In an interesting twist to the massive wave of foreclosures in residential mortgages, a Condo Association Seeks Foreclosure On Wells Fargo.
The Residences at the Bath Club Condominium Association in Miami Beach is pressing a foreclosure action against Wells Fargo as trustee for an investment pool that owns the mortgage on a unit that isn’t paying its maintenance fees.
The lender owes $32,252 in late maintenance fees on the unit it took back more than a year ago.
Determining exactly who is on the hook is itself difficult. The original mortgage was issued by Mortgage Loan Specialists of Irvine, Calif. A spokeswoman for Wells Fargo said it was only the trustee for the bondholders who invested in a securitized mortgage pool. The servicer of the loan is Impac Funding Corp. of Irvine, Calif., which shares the name with the company that issued the mortgage-backed securities and is also named in the foreclosure suit, Impac Secured Assets Corp.
The lender needs to come up with the past due maintenance fees by Friday morning or it could lose the oceanfront condo in a foreclosure auction. The unit sold for $1.45 million during the height of the condo boom, according to Miami-Dade County property records.
“An association foreclosing on a bank?” asked Bill Raphan, who runs the Fort Lauderdale branch of Florida’s Office of the Condominium Ombudsman. “I can’t say I have heard that before. It will create an interesting precedent. Associations often complain lenders don’t pay their dues.”
Attorney Ken Direktor, who leads Becker & Poliakoff’s community association practice, said he encourages his lawyers to aggressively go after lenders who fail to pay association fees.
If Unit 901 sells on Friday, the association will recover the $32,252, including legal fees. Wells Fargo would keep the rest of the sale’s proceeds.
“We increasingly see banks reluctant to take control of a unit,” said Breitner, with the Barthet Firm in Miami. “They would rather keep a unit in limbo and wait until the market comes back.”
I discussed this problem recently in Homeowner Begs Bank To Foreclose.
People are defaulting on units but banks will not foreclose.
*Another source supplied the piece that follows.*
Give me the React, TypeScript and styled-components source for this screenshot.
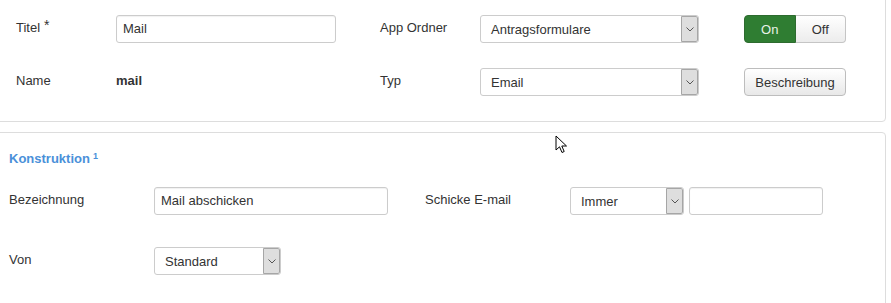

The association dues (upkeep and insurance on the building itself) must then passed on to fewer and fewer owners. This puts pressure on still more people to abandon their units. Legal costs are mounting everywhere.
In many cases the back association fees are more than the unit is worth. Over time, this problem is going to increase, dramatically.
Just a few years ago people were standing in line and entering lotteries hoping to secure the right to buy these units. Now they cannot give them away. Banks don’t want the units, no one does. What a nightmare. Welcome to Condo Hell.